▶ **CHALLENGE**:
Omit every picture, and retype the lines that run from the beginning of the data below through the line containing "And the instance", inclusive.

▶ **SUPPLIED MATERIAL**:
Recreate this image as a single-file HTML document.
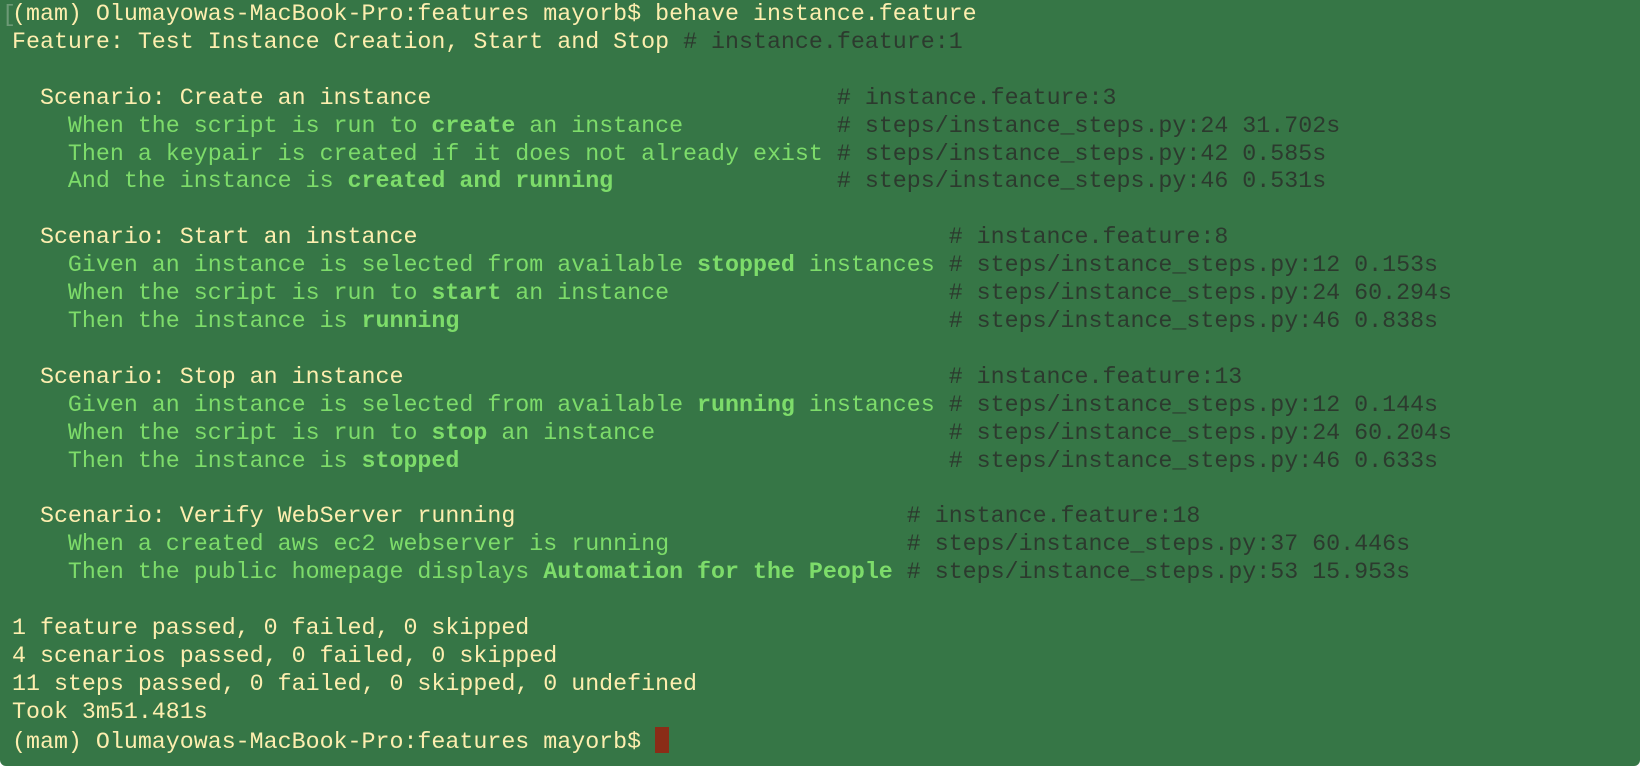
<!DOCTYPE html>
<html><head><meta charset="utf-8"><style>
html,body{margin:0;padding:0;background:#fff;}
.t{position:relative;width:1640px;height:766px;background:#367646;overflow:hidden;border-radius:0 0 6px 6px;}
pre{position:absolute;left:12px;top:1px;margin:0;font-family:"Liberation Mono",monospace;font-size:23.3px;line-height:27.9px;color:#fdeeaf;white-space:pre;}
.g{color:#7ddc6a}
.b{font-weight:bold}
.c{color:#2c3a2e}
.cur{display:inline-block;width:14px;height:26px;background:#8a2c17;vertical-align:-5px;}
.br{position:absolute;left:2px;top:2px;font-family:"Liberation Mono",monospace;font-size:23.3px;line-height:27.9px;color:#6d9a76;}
</style></head><body><div class="t">
<div class="br">[</div>
<pre>(mam) Olumayowas-MacBook-Pro:features mayorb$ behave instance.feature
Feature: Test Instance Creation, Start and Stop <span class="c"># instance.feature:1</span>

  Scenario: Create an instance                             <span class="c"># instance.feature:3</span>
<span class="g">    When the script is run to <span class="b">create</span> an instance           </span><span class="c"># steps/instance_steps.py:24 31.702s</span>
<span class="g">    Then a keypair is created if it does not already exist </span><span class="c"># steps/instance_steps.py:42 0.585s</span>
<span class="g">    And the instance is <span class="b">created and running</span>                </span><span class="c"># steps/instance_steps.py:46 0.531s</span>

  Scenario: Start an instance                                      <span class="c"># instance.feature:8</span>
<span class="g">    Given an instance is selected from available <span class="b">stopped</span> instances </span><span class="c"># steps/instance_steps.py:12 0.153s</span>
<span class="g">    When the script is run to <span class="b">start</span> an instance                    </span><span class="c"># steps/instance_steps.py:24 60.294s</span>
<span class="g">    Then the instance is <span class="b">running</span>                                   </span><span class="c"># steps/instance_steps.py:46 0.838s</span>

  Scenario: Stop an instance                                       <span class="c"># instance.feature:13</span>
<span class="g">    Given an instance is selected from available <span class="b">running</span> instances </span><span class="c"># steps/instance_steps.py:12 0.144s</span>
<span class="g">    When the script is run to <span class="b">stop</span> an instance                     </span><span class="c"># steps/instance_steps.py:24 60.204s</span>
<span class="g">    Then the instance is <span class="b">stopped</span>                                   </span><span class="c"># steps/instance_steps.py:46 0.633s</span>

  Scenario: Verify WebServer running                            <span class="c"># instance.feature:18</span>
<span class="g">    When a created aws ec2 webserver is running                 </span><span class="c"># steps/instance_steps.py:37 60.446s</span>
<span class="g">    Then the public homepage displays <span class="b">Automation for the People</span> </span><span class="c"># steps/instance_steps.py:53 15.953s</span>

1 feature passed, 0 failed, 0 skipped
4 scenarios passed, 0 failed, 0 skipped
11 steps passed, 0 failed, 0 skipped, 0 undefined
Took 3m51.481s
(mam) Olumayowas-MacBook-Pro:features mayorb$ <span class="cur"></span></pre>
</div></body></html>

▶ **OUTPUT OF THE TASK**:
Recreate this image as a single-file HTML document.
<!DOCTYPE html>
<html><head><meta charset="utf-8"><style>
html,body{margin:0;padding:0;background:#fff;}
.t{position:relative;width:1640px;height:766px;background:#367646;overflow:hidden;border-radius:0 0 6px 6px;}
pre{position:absolute;left:12px;top:1px;margin:0;font-family:"Liberation Mono",monospace;font-size:23.3px;line-height:27.9px;color:#fdeeaf;white-space:pre;}
.g{color:#7ddc6a}
.b{font-weight:bold}
.c{color:#2c3a2e}
.cur{display:inline-block;width:14px;height:26px;background:#8a2c17;vertical-align:-5px;}
.br{position:absolute;left:2px;top:2px;font-family:"Liberation Mono",monospace;font-size:23.3px;line-height:27.9px;color:#6d9a76;}
</style></head><body><div class="t">
<div class="br">[</div>
<pre>(mam) Olumayowas-MacBook-Pro:features mayorb$ behave instance.feature
Feature: Test Instance Creation, Start and Stop <span class="c"># instance.feature:1</span>

  Scenario: Create an instance                             <span class="c"># instance.feature:3</span>
<span class="g">    When the script is run to <span class="b">create</span> an instance           </span><span class="c"># steps/instance_steps.py:24 31.702s</span>
<span class="g">    Then a keypair is created if it does not already exist </span><span class="c"># steps/instance_steps.py:42 0.585s</span>
<span class="g">    And the instance is <span class="b">created and running</span>                </span><span class="c"># steps/instance_steps.py:46 0.531s</span>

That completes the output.